[Data items]
--------------------------------

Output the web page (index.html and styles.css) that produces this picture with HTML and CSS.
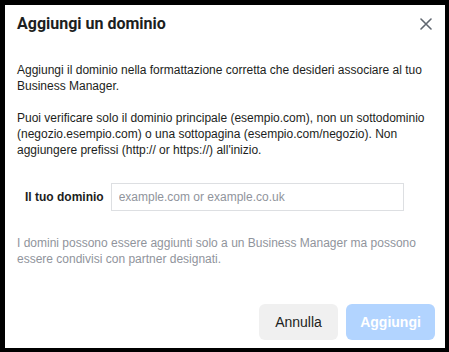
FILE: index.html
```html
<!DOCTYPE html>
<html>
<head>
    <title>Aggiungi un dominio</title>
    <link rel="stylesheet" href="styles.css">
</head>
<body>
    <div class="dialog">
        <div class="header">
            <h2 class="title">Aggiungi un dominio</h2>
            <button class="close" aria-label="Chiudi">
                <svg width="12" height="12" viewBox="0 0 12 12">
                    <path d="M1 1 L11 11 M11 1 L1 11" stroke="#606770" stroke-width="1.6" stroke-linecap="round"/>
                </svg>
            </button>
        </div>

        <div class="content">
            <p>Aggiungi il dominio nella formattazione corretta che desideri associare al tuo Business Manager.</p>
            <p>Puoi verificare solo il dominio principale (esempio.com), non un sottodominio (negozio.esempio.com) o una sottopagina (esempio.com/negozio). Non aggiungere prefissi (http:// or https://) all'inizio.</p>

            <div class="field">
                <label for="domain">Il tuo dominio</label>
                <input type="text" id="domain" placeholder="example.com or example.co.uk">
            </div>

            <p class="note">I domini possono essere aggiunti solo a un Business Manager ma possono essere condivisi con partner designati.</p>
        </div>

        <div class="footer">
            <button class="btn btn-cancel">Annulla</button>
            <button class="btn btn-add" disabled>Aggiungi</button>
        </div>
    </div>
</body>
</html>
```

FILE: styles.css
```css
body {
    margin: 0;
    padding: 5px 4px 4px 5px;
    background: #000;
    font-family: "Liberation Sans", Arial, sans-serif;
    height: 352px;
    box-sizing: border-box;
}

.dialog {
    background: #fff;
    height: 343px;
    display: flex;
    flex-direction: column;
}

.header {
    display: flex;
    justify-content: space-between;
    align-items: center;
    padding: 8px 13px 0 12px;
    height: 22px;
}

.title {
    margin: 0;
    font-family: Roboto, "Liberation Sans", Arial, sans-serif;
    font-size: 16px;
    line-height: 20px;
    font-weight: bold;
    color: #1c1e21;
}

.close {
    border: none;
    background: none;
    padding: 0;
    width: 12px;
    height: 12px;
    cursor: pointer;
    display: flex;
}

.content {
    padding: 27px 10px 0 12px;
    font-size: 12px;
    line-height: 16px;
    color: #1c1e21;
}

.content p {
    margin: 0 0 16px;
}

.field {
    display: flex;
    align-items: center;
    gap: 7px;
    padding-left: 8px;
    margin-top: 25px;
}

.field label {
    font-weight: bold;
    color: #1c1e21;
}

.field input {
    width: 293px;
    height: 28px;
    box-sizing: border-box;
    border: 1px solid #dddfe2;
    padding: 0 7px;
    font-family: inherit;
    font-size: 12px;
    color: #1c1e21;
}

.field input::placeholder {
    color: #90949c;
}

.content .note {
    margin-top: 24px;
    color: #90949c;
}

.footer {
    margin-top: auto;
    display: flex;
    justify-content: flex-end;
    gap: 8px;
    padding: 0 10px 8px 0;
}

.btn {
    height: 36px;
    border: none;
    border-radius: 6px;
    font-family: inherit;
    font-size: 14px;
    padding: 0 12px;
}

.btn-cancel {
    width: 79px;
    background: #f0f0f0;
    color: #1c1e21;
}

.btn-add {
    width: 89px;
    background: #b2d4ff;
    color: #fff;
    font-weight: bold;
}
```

--------------------------------

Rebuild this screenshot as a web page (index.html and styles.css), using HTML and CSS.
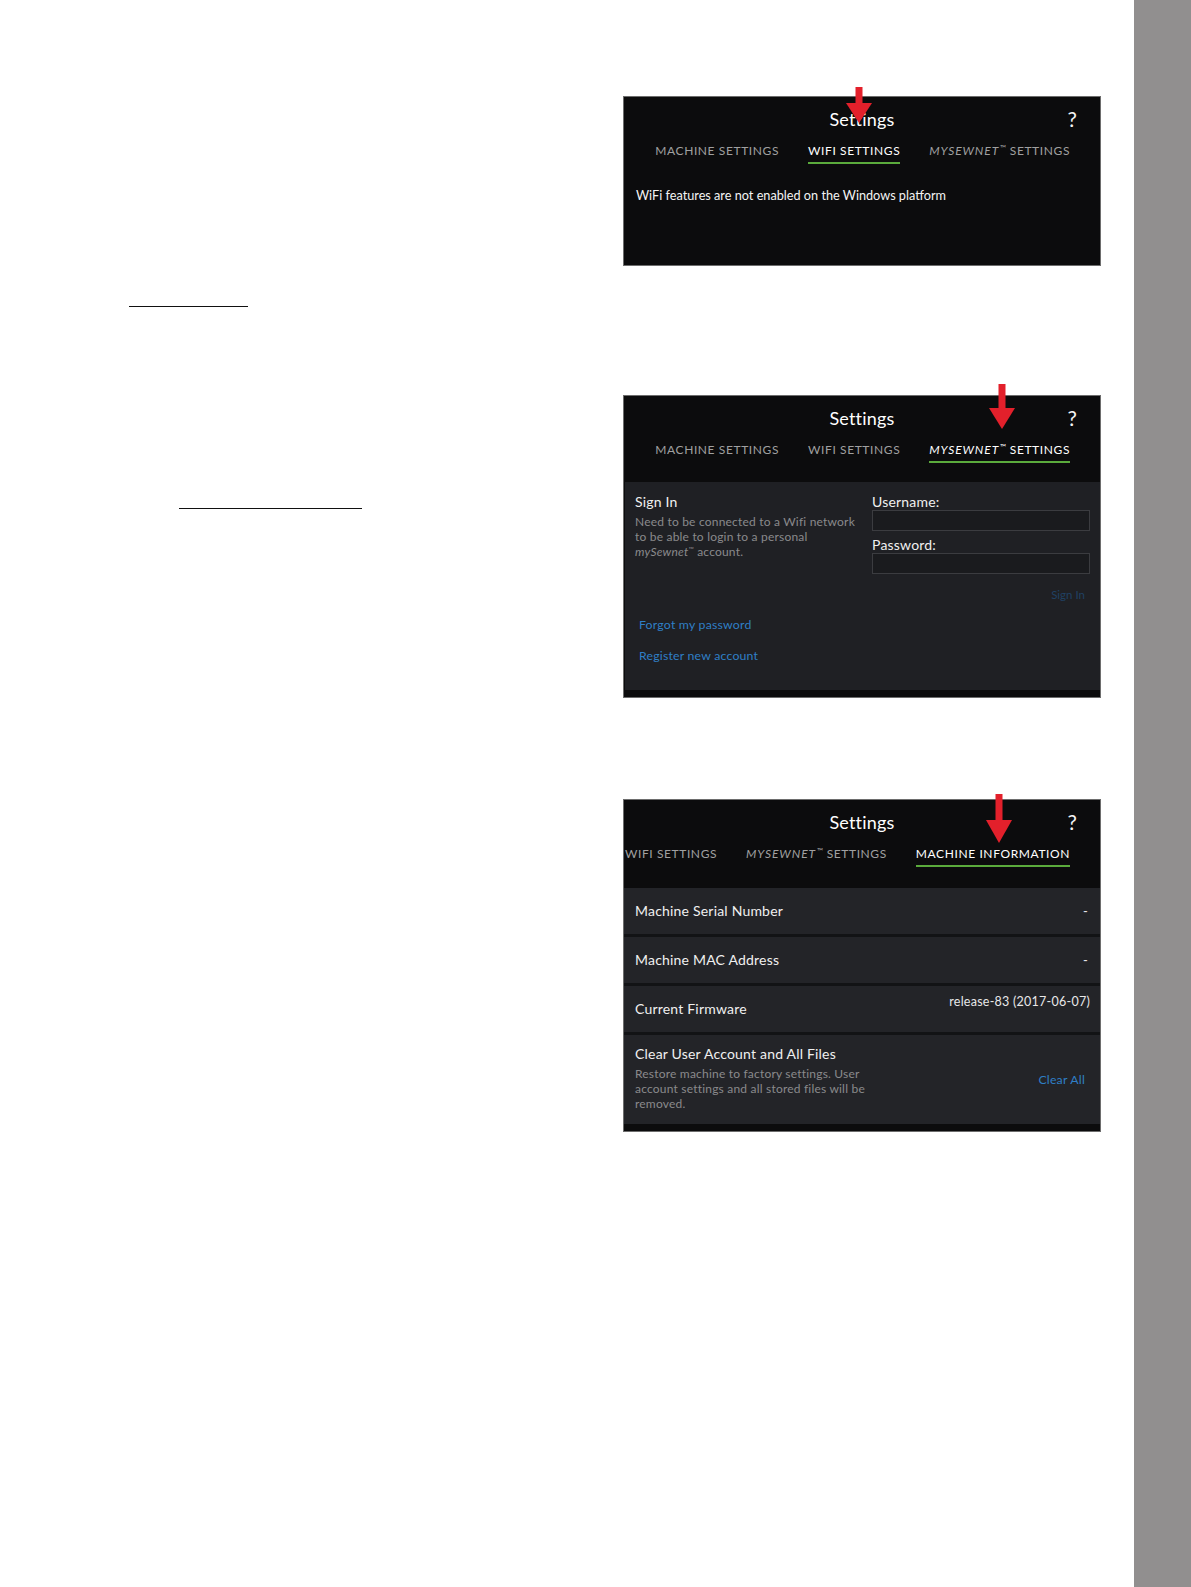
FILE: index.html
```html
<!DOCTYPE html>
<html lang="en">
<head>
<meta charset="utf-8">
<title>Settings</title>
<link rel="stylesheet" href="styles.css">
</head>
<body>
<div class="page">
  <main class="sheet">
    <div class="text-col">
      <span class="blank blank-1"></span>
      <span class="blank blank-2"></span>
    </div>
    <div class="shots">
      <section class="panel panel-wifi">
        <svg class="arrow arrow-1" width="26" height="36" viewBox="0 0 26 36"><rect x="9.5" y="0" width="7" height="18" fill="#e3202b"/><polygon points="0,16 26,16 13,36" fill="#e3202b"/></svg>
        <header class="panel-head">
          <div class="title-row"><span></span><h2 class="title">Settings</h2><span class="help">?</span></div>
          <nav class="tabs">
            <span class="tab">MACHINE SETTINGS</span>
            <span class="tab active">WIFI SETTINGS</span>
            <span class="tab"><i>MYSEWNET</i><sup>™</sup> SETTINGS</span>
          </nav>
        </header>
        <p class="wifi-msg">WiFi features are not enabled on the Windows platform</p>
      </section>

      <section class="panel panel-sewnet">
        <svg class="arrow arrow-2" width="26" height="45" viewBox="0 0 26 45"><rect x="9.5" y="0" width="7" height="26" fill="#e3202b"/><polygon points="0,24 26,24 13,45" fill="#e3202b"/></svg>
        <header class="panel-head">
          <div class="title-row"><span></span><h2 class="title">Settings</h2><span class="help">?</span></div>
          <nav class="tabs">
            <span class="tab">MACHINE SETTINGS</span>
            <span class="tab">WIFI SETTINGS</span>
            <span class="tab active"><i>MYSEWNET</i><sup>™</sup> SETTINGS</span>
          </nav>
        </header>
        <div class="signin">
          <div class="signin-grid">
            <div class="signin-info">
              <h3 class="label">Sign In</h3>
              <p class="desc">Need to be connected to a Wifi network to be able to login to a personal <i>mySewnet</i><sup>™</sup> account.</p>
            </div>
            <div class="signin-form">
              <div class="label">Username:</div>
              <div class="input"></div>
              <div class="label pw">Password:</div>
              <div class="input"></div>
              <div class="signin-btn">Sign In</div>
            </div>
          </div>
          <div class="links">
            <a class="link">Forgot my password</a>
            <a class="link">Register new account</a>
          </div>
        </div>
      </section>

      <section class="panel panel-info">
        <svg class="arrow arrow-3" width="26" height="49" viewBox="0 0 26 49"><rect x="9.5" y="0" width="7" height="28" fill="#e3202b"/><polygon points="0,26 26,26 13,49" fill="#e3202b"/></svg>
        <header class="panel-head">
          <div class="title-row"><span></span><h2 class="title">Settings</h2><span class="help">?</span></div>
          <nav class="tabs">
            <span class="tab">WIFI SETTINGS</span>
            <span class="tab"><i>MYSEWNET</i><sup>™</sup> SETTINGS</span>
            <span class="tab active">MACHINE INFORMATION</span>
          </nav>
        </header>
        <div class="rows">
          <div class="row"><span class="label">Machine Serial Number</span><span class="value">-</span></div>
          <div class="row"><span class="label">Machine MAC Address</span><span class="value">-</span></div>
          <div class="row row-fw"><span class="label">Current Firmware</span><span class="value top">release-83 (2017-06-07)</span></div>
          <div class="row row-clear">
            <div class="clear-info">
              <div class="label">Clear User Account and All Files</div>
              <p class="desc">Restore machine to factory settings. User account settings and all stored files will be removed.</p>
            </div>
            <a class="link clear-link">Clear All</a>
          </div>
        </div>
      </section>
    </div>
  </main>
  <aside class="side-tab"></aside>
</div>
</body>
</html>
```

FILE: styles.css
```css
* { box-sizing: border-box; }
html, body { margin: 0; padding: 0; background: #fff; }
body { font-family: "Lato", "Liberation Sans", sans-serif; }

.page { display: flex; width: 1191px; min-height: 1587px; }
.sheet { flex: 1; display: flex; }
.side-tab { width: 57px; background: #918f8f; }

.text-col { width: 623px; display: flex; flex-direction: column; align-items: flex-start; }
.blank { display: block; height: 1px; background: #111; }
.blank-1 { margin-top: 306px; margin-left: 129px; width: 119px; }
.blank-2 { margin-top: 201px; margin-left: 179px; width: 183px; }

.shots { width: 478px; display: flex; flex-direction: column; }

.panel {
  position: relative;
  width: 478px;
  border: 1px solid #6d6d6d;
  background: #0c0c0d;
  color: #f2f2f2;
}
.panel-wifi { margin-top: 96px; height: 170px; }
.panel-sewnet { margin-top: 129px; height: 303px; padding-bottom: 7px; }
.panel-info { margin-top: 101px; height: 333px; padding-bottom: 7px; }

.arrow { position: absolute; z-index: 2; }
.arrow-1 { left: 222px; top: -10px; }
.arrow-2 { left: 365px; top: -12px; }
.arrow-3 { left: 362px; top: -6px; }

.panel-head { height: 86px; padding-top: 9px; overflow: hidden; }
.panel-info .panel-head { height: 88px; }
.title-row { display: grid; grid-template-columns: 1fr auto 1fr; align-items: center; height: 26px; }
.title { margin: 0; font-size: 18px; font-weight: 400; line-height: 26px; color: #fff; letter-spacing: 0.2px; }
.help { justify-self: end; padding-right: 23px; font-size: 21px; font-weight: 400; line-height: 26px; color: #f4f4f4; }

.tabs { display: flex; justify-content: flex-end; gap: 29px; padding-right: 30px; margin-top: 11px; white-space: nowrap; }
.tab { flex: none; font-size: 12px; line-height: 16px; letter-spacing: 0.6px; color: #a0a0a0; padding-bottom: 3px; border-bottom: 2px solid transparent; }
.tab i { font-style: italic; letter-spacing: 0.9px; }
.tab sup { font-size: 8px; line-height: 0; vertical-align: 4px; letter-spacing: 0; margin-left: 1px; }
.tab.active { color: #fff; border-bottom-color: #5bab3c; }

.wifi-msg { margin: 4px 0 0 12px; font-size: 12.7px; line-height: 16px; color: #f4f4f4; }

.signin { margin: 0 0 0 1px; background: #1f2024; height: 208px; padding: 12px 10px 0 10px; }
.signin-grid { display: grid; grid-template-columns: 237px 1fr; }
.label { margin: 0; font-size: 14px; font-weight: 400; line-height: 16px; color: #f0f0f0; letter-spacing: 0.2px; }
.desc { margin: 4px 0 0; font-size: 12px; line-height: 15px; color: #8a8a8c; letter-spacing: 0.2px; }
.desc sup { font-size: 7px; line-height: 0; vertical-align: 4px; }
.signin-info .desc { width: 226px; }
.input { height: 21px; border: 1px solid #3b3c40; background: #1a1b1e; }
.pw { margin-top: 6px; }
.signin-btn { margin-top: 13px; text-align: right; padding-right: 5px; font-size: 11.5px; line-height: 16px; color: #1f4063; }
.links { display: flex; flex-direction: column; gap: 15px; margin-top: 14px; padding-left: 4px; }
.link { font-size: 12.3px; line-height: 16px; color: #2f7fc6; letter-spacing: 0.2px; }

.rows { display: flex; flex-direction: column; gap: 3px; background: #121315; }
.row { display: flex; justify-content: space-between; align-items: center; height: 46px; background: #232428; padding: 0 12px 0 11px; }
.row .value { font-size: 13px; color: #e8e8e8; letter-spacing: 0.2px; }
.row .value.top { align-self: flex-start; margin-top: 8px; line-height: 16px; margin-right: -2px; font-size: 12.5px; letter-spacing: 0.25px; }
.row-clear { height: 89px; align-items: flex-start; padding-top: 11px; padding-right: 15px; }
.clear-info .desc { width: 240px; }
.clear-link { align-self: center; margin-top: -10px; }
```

--------------------------------

Instructions to follow.
Count every line in the data where the string "styles" occurs. Give nothing except the number.

Output.
6